Abstract

This article is devoted to the generation of the Liberation Movement participants in Russia in the late 19th — early 20th centuries. The author seeks to analyse the peculiarities of the psychological and value attitudes of the said generation of Russian intellectuals who were the main participants of the Russian revolutions. The methodology of the research is based on the principles of new intellectual history. The analysis relies on personal letters of Russian intellectuals kept at the Hoover Institution Archive on War, Revolution and Peace (Stanford, USA), Bakhmeteff Archive Research at Columbia University (New York, USA), Leeds Russian Archive (Leeds, United Kingdom). The author also uses some memoirs of these intellectuals.

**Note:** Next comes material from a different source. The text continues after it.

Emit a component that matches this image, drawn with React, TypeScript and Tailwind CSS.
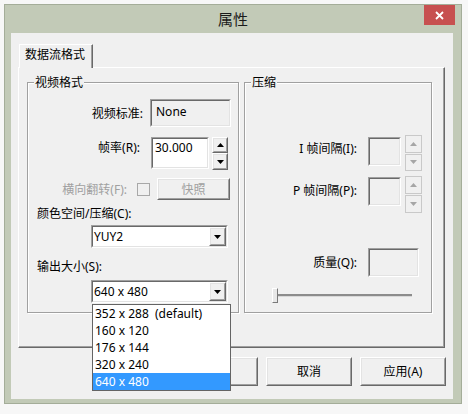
import React from "react";

const FONT = "font-['Noto_Sans','Noto_Sans_CJK_SC',sans-serif]";

const SIZES = ["352 x 288  (default)", "160 x 120", "176 x 144", "320 x 240", "640 x 480"];

function Tri({ up, color = "#000000" }: { up?: boolean; color?: string }) {
  return (
    <svg width="7" height="4" viewBox="0 0 7 4">
      <polygon points={up ? "3.5,0 7,4 0,4" : "0,0 7,0 3.5,4"} fill={color} />
    </svg>
  );
}

function Sunken({
  className = "",
  inner = "",
  children,
}: {
  className?: string;
  inner?: string;
  children?: React.ReactNode;
}) {
  return (
    <div
      className={`border-t border-l border-r border-b border-t-[#a0a0a0] border-l-[#a0a0a0] border-r-white border-b-white ${className}`}
    >
      <div
        className={`h-full border-t border-l border-r border-b border-t-[#696969] border-l-[#696969] border-r-[#e3e3e3] border-b-[#e3e3e3] ${inner}`}
      >
        {children}
      </div>
    </div>
  );
}

function Raised({
  className = "",
  inner = "",
  children,
}: {
  className?: string;
  inner?: string;
  children?: React.ReactNode;
}) {
  return (
    <div
      className={`bg-[#f0f0f0] border-t border-l border-r border-b border-t-white border-l-white border-r-[#696969] border-b-[#696969] ${className}`}
    >
      <div
        className={`h-full flex items-center justify-center border-t border-l border-r border-b border-t-[#e3e3e3] border-l-[#e3e3e3] border-r-[#a0a0a0] border-b-[#a0a0a0] ${inner}`}
      >
        {children}
      </div>
    </div>
  );
}

// disabled spin, flat light look
function DisabledSpin({ className = "" }: { className?: string }) {
  return (
    <div className={`flex flex-col gap-[1px] ${className}`}>
      <div className="flex-1 flex items-center justify-center bg-[#f0f0f0] border border-[#c9c9c9]">
        <Tri up color="#a6a6a6" />
      </div>
      <div className="flex-1 flex items-center justify-center bg-[#f0f0f0] border border-[#c9c9c9]">
        <Tri color="#a6a6a6" />
      </div>
    </div>
  );
}

function Combo({ value, className = "" }: { value: string; className?: string }) {
  return (
    <Sunken className={`h-[23px] ${className}`} inner="bg-white flex items-center">
      <span className="flex-1 pl-[1px] leading-[17px]">{value}</span>
      <Raised className="w-[17px] h-full">
        <Tri />
      </Raised>
    </Sunken>
  );
}

function Group({
  title,
  className = "",
  children,
}: {
  title: string;
  className?: string;
  children?: React.ReactNode;
}) {
  return (
    <div
      className={`flex flex-col border border-[#a0a0a0] shadow-[1px_1px_0_#ffffff,inset_1px_1px_0_#ffffff] ${className}`}
    >
      <span className="self-start ml-[6px] -mt-[9px] px-[1px] bg-[#f0f0f0] leading-[17px]">
        {title}
      </span>
      {children}
    </div>
  );
}

export default function App() {
  return (
    <div
      className={`relative w-[468px] h-[414px] overflow-hidden bg-[#f7f7f7] text-[12px] leading-[17px] text-black ${FONT}`}
    >
      <div className="h-[4px]" />

      {/* dialog window */}
      <div className="ml-[4px] w-[458px] h-[400px] border border-[#a4ad99] bg-[#c2cab7] flex flex-col">
        {/* title bar */}
        <div className="h-[28px] grid grid-cols-[1fr_auto_1fr]">
          <div />
          <div className="text-[15px] leading-[28px] text-[#1a1a1a]">属性</div>
          <div className="flex justify-end pr-[6px]">
            <div className="w-[31px] h-[20px] bg-[#c75050] flex items-center justify-center">
              <svg width="9" height="9" viewBox="0 0 9 9">
                <path d="M1 1 L8 8 M8 1 L1 8" stroke="#ffffff" strokeWidth="1.8" />
              </svg>
            </div>
          </div>
        </div>

        {/* client area */}
        <div className="ml-[6px] w-[442px] h-[366px] bg-[#f0f0f0] flex flex-col">
          <div className="pl-[7px] pt-[11px]">
            {/* tab */}
            <div className="relative z-10 ml-[1px] -mb-[1px] w-[74px] h-[24px] bg-[#f0f0f0] border-t border-l border-r border-t-white border-l-white border-r-[#696969]">
              <div className="h-full pl-[5px] pt-[1px] border-r border-r-[#a0a0a0]">
                数据流格式
              </div>
            </div>

            {/* tab page */}
            <div className="w-[427px] h-[281px] border-t border-l border-r border-b border-t-white border-l-white border-r-[#696969] border-b-[#696969]">
              <div className="h-full flex items-start pl-[8px] pt-[14px] border-r border-b border-r-[#a0a0a0] border-b-[#a0a0a0]">
                {/* 视频格式 */}
                <Group title="视频格式" className="w-[212px] h-[231px]">
                  <div className="mt-[8px] flex items-center">
                    <span className="w-[115px] text-right">视频标准:</span>
                    <Sunken className="ml-[7px] w-[81px] h-[28px]" inner="bg-[#f0f0f0] pl-[4px] pt-[2px]">
                      None
                    </Sunken>
                  </div>
                  <div className="mt-[10px] flex items-start">
                    <span className="w-[112px] text-right mt-[2px]">帧率(R):</span>
                    <Sunken className="ml-[11px] w-[58px] h-[32px]" inner="bg-white pl-[2px]">
                      30.000
                    </Sunken>
                    <div className="ml-[3px] w-[16px] h-[33px] flex flex-col">
                      <Raised className="h-[16px]">
                        <Tri up />
                      </Raised>
                      <Raised className="h-[17px]">
                        <Tri />
                      </Raised>
                    </div>
                  </div>
                  <div className="mt-[8px] flex items-center h-[22px]">
                    <span className="w-[99px] text-right text-[#a0a0a0]">横向翻转(F):</span>
                    <div className="ml-[10px] w-[13px] h-[13px] bg-[#f0f0f0] border border-[#a8a8a8]" />
                    <Raised className="ml-[7px] w-[73px] h-[22px]" inner="text-[#a0a0a0]">
                      快照
                    </Raised>
                  </div>
                  <span className="mt-[5px] pl-[9px]">颜色空间/压缩(C):</span>
                  <Combo value="YUY2" className="mt-[3px] ml-[63px] w-[137px]" />
                  <span className="mt-[10px] pl-[9px]">输出大小(S):</span>
                  <Combo value="640 x 480" className="mt-[5px] ml-[63px] w-[137px]" />
                </Group>

                {/* 压缩 */}
                <Group title="压缩" className="ml-[5px] w-[188px] h-[231px]">
                  <div className="mt-[44px] flex items-start">
                    <span className="w-[112px] text-right mt-[5px]">I 帧间隔(I):</span>
                    <Sunken className="ml-[11px] mt-[2px] w-[33px] h-[29px]" inner="bg-[#f0f0f0]" />
                    <DisabledSpin className="ml-[4px] w-[17px] h-[36px]" />
                  </div>
                  <div className="mt-[5px] flex items-start">
                    <span className="w-[112px] text-right mt-[6px]">P 帧间隔(P):</span>
                    <Sunken className="ml-[11px] mt-[1px] w-[33px] h-[29px]" inner="bg-[#f0f0f0]" />
                    <DisabledSpin className="ml-[4px] w-[17px] h-[37px]" />
                  </div>
                  <div className="mt-[35px] flex items-center h-[29px]">
                    <span className="w-[112px] text-right">质量(Q):</span>
                    <Sunken className="ml-[11px] w-[51px] h-[29px]" inner="bg-[#f0f0f0]" />
                  </div>
                  <div className="mt-[11px] ml-[27px] flex items-center">
                    <div className="w-[6px] h-[15px] bg-[#e8e8e8] border-t border-l border-r border-b border-t-white border-l-white border-r-[#7a7a7a] border-b-[#7a7a7a]" />
                    <div className="w-[134px] h-[3px] bg-[#8c8c8c] border-b border-b-[#d8d8d8]" />
                  </div>
                </Group>
              </div>
            </div>
          </div>

          {/* bottom buttons */}
          <div className="mt-[9px] pr-[7px] flex justify-end gap-[8px]">
            <Raised className="w-[86px] h-[29px]">确定</Raised>
            <Raised className="w-[86px] h-[29px]">取消</Raised>
            <Raised className="w-[86px] h-[29px]">应用(A)</Raised>
          </div>
        </div>
      </div>

      {/* open drop-down list of 输出大小 */}
      <div className="absolute left-[92px] top-[304px] w-[139px] bg-white border border-[#646464]">
        {SIZES.map((s, i) => (
          <div
            key={s}
            className={`h-[17px] pl-[2px] whitespace-pre ${
              i === SIZES.length - 1 ? "bg-[#3399ff] text-white" : ""
            }`}
          >
            {s}
          </div>
        ))}
      </div>
    </div>
  );
}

He concludes that the mental attitudes of this generation were rooted in the 19th century and it was deeply affected by the collapse of its youth’s ideals in the 20th century. Participating in the Russian Liberation Movement, being deputies of the State Dumas and members of the parliamentary opposition, they were trying to create a new Russia. They continued to believe in democratic values and human rights throughout their whole life. But the majority of them realised that the Soviet state was an autocratic political project supported by many ordinary people. And they understood that global trends of development of the 20th century civilization were much more complex than they had thought before. At the end of their life, they understood the mistakes in their struggle for democracy in Russia.